Residents get sinking feeling

Residents say that run off from the reserve heads across their property and straight into the creek, which is silting up.


A pathway through a reserve in Gulf Harbour is slumping to the point where locals say that the ground is now unsafe to walk on.

They say it is in this state because Auckland Council failed to act on their concerns.

Two large sinkholes (or tomos) have opened up and the ground beneath eroded away.

Jenny Muir walks along this path, which runs through the reserve at the end of Hobbs Road, twice a day and first advised council that the path was sinking after heavy rain in August.

Water scoured out a channel alongside the path and a hole formed around a tree that was so deep that she couldn’t see the bottom of it – she could hear water running below ground. This hole is now a lot bigger.

Council fenced off the tomo, and another one nearby. In September, contractors filled in part of the path where it had sunk, with gravel.

The land is above the Anchorage subdivision, where new residents Michele de Vries and Phil Warr built their home. Phil says that a contractor who visited the site told him that the stormwater drain on the reserve had collapsed, which is why muddy water is now running down the bank onto their property.

“There’s a lot of sediment in that stream, as well as the mess it’s caused,” Phil says.

He says lack of action has caused the problem to worsen, and is angry that the sediment going into the stream goes against the council’s own bylaws.

“If we had any sediment going off our house site, we would get slammed. It’s hypocritical,” he says.

Michele says the path is used a lot more in summer.
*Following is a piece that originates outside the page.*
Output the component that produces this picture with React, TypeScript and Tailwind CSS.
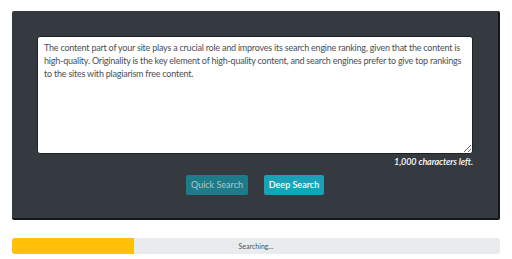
import React from 'react';

const SAMPLE =
  'The content part of your site plays a crucial role and improves its search engine ranking, given that the content is high-quality. Originality is the key element of high-quality content, and search engines prefer to give top rankings to the sites with plagiarism free content.';

export default function App() {
  return (
    <div className="w-[512px] h-[259px] bg-white pt-[11px] px-[12px] font-['Lato',sans-serif]">
      <div className="bg-[#343a40] rounded-[2px] border-r-2 border-b-2 border-[#15181b] px-[25px] pt-[25px] pb-[23px]">
        <textarea
          readOnly
          defaultValue={SAMPLE}
          className="block w-full h-[118px] bg-white border border-[#1d2124] rounded-[3px] pl-[6px] pr-[4px] py-[4px] text-[9px] leading-[13px] tracking-[-0.22px] text-[#495057] outline-none"
        />
        <div className="mt-[2px] text-right text-[9px] leading-[12px] tracking-[-0.1px] italic font-semibold text-white">
          1,000 characters left.
        </div>
        <div className="mt-[7px] flex justify-center gap-4">
          <button className="w-[62px] h-[20px] rounded-[2px] bg-[#1e7b8a] text-[9px] text-[#a9c7cc]">
            Quick Search
          </button>
          <button className="w-[60px] h-[20px] rounded-[2px] bg-[#17a2b8] text-[9px] font-semibold text-white">
            Deep Search
          </button>
        </div>
      </div>
      <div className="relative mt-[18px] h-[16px] rounded-[3px] bg-[#e9ecef] overflow-hidden">
        <div className="h-full w-[25%] bg-[#ffc107]" />
        <span className="absolute inset-0 flex items-center justify-center text-[7px] text-[#495057]">
          Searching...
        </span>
      </div>
    </div>
  );
}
She and Phil have threatened legal action and say a lot of other residents contacted Council but that a permanent fix has still not been achieved.

“It’s going to open up more and potentially break through the wall and flood. It might take an accident to get some action,” Michele says. “They are patching it up but not dealing with the cause.”

Stormwater operations engineer Coen Ursem says the team visited the site to investigate and there is no evidence that the main pipes are damaged.

“These pipes are very deep and new. The tomos are shallow and the likely cause is water from the open drain beside the walkway, which is scouring the ground under the path,” he says.

In response to enquiries from Hibiscus Matters, Council’s community facilities operations manager, Julie Pickering says that a contractor has been scheduled to fix the cause of the slip and that they hope to reinstate the path “in the next 10 working days” (by November 8, but weather dependent).

Coen says that this will mean sealing the open drain with concrete where water is draining into the ground, so that all the water will go to the catchpit.